> _Stated problem_: Below is the data. Give it again, complete and exact.

> _Data shown_:

________________

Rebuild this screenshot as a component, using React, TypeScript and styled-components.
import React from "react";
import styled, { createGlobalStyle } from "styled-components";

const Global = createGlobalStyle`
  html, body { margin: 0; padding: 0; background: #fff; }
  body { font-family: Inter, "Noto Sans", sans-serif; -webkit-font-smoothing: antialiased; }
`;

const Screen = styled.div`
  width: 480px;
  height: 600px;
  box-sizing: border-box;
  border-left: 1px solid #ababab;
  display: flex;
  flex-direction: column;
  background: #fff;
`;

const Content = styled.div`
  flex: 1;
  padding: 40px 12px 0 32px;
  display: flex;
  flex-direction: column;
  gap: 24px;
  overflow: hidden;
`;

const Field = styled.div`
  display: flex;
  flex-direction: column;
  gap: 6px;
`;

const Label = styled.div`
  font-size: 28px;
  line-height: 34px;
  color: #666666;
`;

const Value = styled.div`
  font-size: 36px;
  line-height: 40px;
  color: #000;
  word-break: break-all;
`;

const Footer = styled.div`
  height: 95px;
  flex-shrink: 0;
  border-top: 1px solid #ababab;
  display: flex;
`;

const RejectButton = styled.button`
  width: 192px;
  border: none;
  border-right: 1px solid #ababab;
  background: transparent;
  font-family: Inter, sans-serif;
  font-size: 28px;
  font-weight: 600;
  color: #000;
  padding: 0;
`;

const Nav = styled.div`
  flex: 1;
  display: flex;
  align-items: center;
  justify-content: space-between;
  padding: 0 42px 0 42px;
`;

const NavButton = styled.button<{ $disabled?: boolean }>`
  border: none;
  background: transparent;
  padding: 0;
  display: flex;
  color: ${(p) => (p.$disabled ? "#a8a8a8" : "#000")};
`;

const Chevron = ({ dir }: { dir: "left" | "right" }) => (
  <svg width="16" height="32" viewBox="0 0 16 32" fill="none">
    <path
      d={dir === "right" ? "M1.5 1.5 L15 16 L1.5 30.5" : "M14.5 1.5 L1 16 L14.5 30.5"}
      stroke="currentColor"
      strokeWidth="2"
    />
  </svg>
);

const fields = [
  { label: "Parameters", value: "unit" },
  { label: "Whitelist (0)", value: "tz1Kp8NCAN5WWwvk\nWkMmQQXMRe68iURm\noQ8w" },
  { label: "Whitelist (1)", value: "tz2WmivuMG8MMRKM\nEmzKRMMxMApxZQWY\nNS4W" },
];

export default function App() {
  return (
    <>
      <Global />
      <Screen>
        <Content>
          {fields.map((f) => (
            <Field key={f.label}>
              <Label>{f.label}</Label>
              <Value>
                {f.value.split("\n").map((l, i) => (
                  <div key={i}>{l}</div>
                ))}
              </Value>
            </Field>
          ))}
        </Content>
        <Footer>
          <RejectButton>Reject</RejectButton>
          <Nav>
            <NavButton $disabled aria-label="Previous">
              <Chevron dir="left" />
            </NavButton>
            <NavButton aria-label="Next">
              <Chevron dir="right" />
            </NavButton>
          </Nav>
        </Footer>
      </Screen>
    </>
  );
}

________________

> _Response to this task_:
Rebuild this screenshot as a component, using React, TypeScript and styled-components.
import React from "react";
import styled, { createGlobalStyle } from "styled-components";

const Global = createGlobalStyle`
  html, body { margin: 0; padding: 0; background: #fff; }
  body { font-family: Inter, "Noto Sans", sans-serif; -webkit-font-smoothing: antialiased; }
`;

const Screen = styled.div`
  width: 480px;
  height: 600px;
  box-sizing: border-box;
  border-left: 1px solid #ababab;
  display: flex;
  flex-direction: column;
  background: #fff;
`;

const Content = styled.div`
  flex: 1;
  padding: 40px 12px 0 32px;
  display: flex;
  flex-direction: column;
  gap: 24px;
  overflow: hidden;
`;

const Field = styled.div`
  display: flex;
  flex-direction: column;
  gap: 6px;
`;

const Label = styled.div`
  font-size: 28px;
  line-height: 34px;
  color: #666666;
`;

const Value = styled.div`
  font-size: 36px;
  line-height: 40px;
  color: #000;
  word-break: break-all;
`;

const Footer = styled.div`
  height: 95px;
  flex-shrink: 0;
  border-top: 1px solid #ababab;
  display: flex;
`;

const RejectButton = styled.button`
  width: 192px;
  border: none;
  border-right: 1px solid #ababab;
  background: transparent;
  font-family: Inter, sans-serif;
  font-size: 28px;
  font-weight: 600;
  color: #000;
  padding: 0;
`;

const Nav = styled.div`
  flex: 1;
  display: flex;
  align-items: center;
  justify-content: space-between;
  padding: 0 42px 0 42px;
`;

const NavButton = styled.button<{ $disabled?: boolean }>`
  border: none;
  background: transparent;
  padding: 0;
  display: flex;
  color: ${(p) => (p.$disabled ? "#a8a8a8" : "#000")};
`;

const Chevron = ({ dir }: { dir: "left" | "right" }) => (
  <svg width="16" height="32" viewBox="0 0 16 32" fill="none">
    <path
      d={dir === "right" ? "M1.5 1.5 L15 16 L1.5 30.5" : "M14.5 1.5 L1 16 L14.5 30.5"}
      stroke="currentColor"
      strokeWidth="2"
    />
  </svg>
);

const fields = [
  { label: "Parameters", value: "unit" },
  { label: "Whitelist (0)", value: "tz1Kp8NCAN5WWwvk\nWkMmQQXMRe68iURm\noQ8w" },
  { label: "Whitelist (1)", value: "tz2WmivuMG8MMRKM\nEmzKRMMxMApxZQWY\nNS4W" },
];

export default function App() {
  return (
    <>
      <Global />
      <Screen>
        <Content>
          {fields.map((f) => (
            <Field key={f.label}>
              <Label>{f.label}</Label>
              <Value>
                {f.value.split("\n").map((l, i) => (
                  <div key={i}>{l}</div>
                ))}
              </Value>
            </Field>
          ))}
        </Content>
        <Footer>
          <RejectButton>Reject</RejectButton>
          <Nav>
            <NavButton $disabled aria-label="Previous">
              <Chevron dir="left" />
            </NavButton>
            <NavButton aria-label="Next">
              <Chevron dir="right" />
            </NavButton>
          </Nav>
        </Footer>
      </Screen>
    </>
  );
}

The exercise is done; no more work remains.